Great Expectations (1861, Charles Dickens)

Publié le par GouxMathieu

   À tout seigneur, tout honneur : c'est par South Park que je fis jadis la connaissance de ce roman. Il y a, dans cette série, un garçonnet nommé "Pip" ; il révèle dans un épisode que son nom est un hommage au protagoniste des Grandes Espérances ; curieux, je lis le roman ; enfin, il m'inspira de belles choses.

 

 

 

   Le roman d'apprentissage, on le sait, peut rapidement être des plus ennuyeux. Il faut ou bien le talent d'un Balzac, et Illusions Perdues n'est pas sans relation avec celui-ci, ou bien le grinçant de Flaubert, pour élever ces fables au-delà de l'élévation morale que les auteurs bien intentionnés veulent nous offrir. Peut-être ces histoires auraient-elles eu un impact sur l'enfant que j'étais ; mais l'adolescent, puis le jeune adulte que je suis devenu, ne peut que bailler devant ces absurdités vitales.

   Pourtant, Dickens me saisit à la gorge et ne m'a jamais totalement laissé. Certes, la cruauté de ses descriptions de la misère et de la pauvreté vaut bien un Hugo ; cette première personne dissimulant mal l'autobiographie m'attendrit toujours, lorsque je me pique de faire du Michelet et de consulter les monographies offertes ; mais on ne peut nier le manichéisme des situations, la noblesse déraisonnée de ses personnages, les coups de théâtre qui lassent. Pourtant, la sincérité tout finit par grignoter.

   Peut-être suis-je même trop dur en parlant de manichéisme, car il s'agit bien de renversements des valeurs dont il est question. L'ouverture, magistrale, du roman a fait école : Pip, se morfondant devant la tombe de sa mère, est saisi par les mollets et parfaitement renversé par un brigand de passage. Décrire ainsi l'église la pointe en bas, les nuages devenant la chaussée et la terre les cieux, contribue à flouter les frontières que l'on s'imagine pourtant connaître en commençant un tel projet.

   De tous les romans de l'auteur que j'ai donc pu lire, il s'agit alors du plus surprenant peut-être, et de celui qui m'aura personnellement le mieux marqué, et dans ses descriptions des enferges, de la pauvreté crasse et de la noblesse cruelle, mais aussi dans son parcours éthique, philosophique par endroit.
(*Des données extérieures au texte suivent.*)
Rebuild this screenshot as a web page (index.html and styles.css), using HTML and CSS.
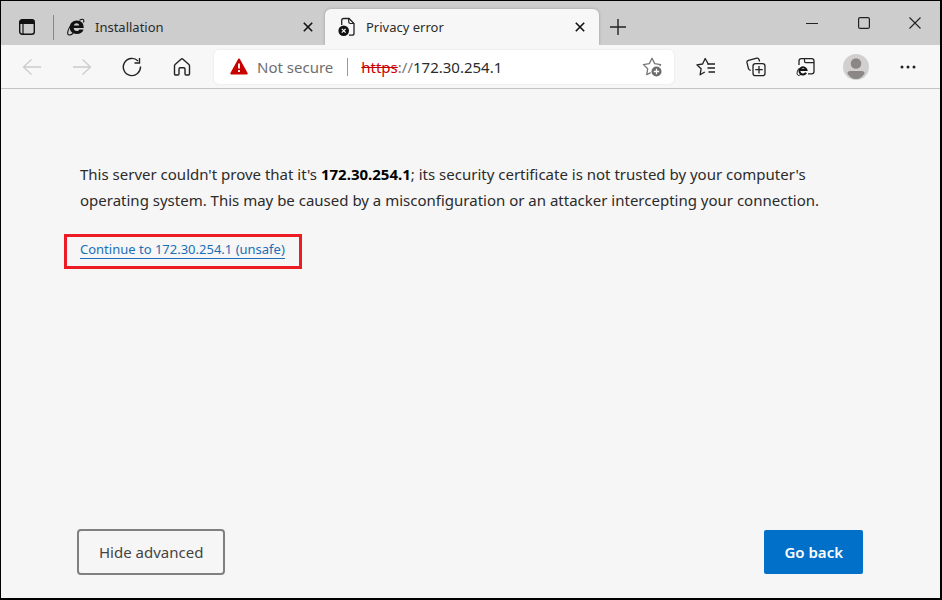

Le propos, finalement, ne trahit par ses promesses romantiques : la grandeur est avant tout d'âme et de cœur, les aristocrates peuvent être cruels, les gens de peu plus hauts que les rois mythologiques... mais comme tout cela est enrubanné dans une sorte d'aventure à clé et charpenté par un grand mystère, on se surprend à lire ça "comme un roman", et on en sort finalement davantage heureux que déçu.

   Je suppose, quelque part, qu'il en va pour les anglosaxons de Dickens comme Balzac de notre côté : une sorte de passage obligé, un "auteur réaliste" - même si cette étiquette ne sied sans doute guère ici - qui permet aux professeurs, et à leurs potaches, de mêler littérature, géographie - sociale comme naturelle -, sociologie et histoire dans un ou deux paragraphes judicieusement choisis. On trouvera cependant là moins de longues descriptions des villes et des machines que des dialogues un peu surannés, tout en retenue, bien théâtraux, manquant de naturel : mais l'effet d'étrangeté joue définitivement en sa faveur.

   De la même façon que j'eus à m'identifier à Lucien de Rubempré, je pense qu'on porta sur moi, à un moment donné, "de grandes espérances". Quelque part, je pense les avoir rencontrées ; ailleurs, il me reste encore à les satisfaire, du moins, à m'en approcher assez pour plaire à ceux les ayant exprimées. De Pip, j'admire la grandeur d'âme, sans savoir si je ne la posséderai jamais ; j'admire sa ténacité, que je tente d'acquérir ; j'envie sa bienveillance, dont je ne me sépare jamais. Un modèle ? Sans doute pas. Un idéal, peut-être et sans me l'avouer encore.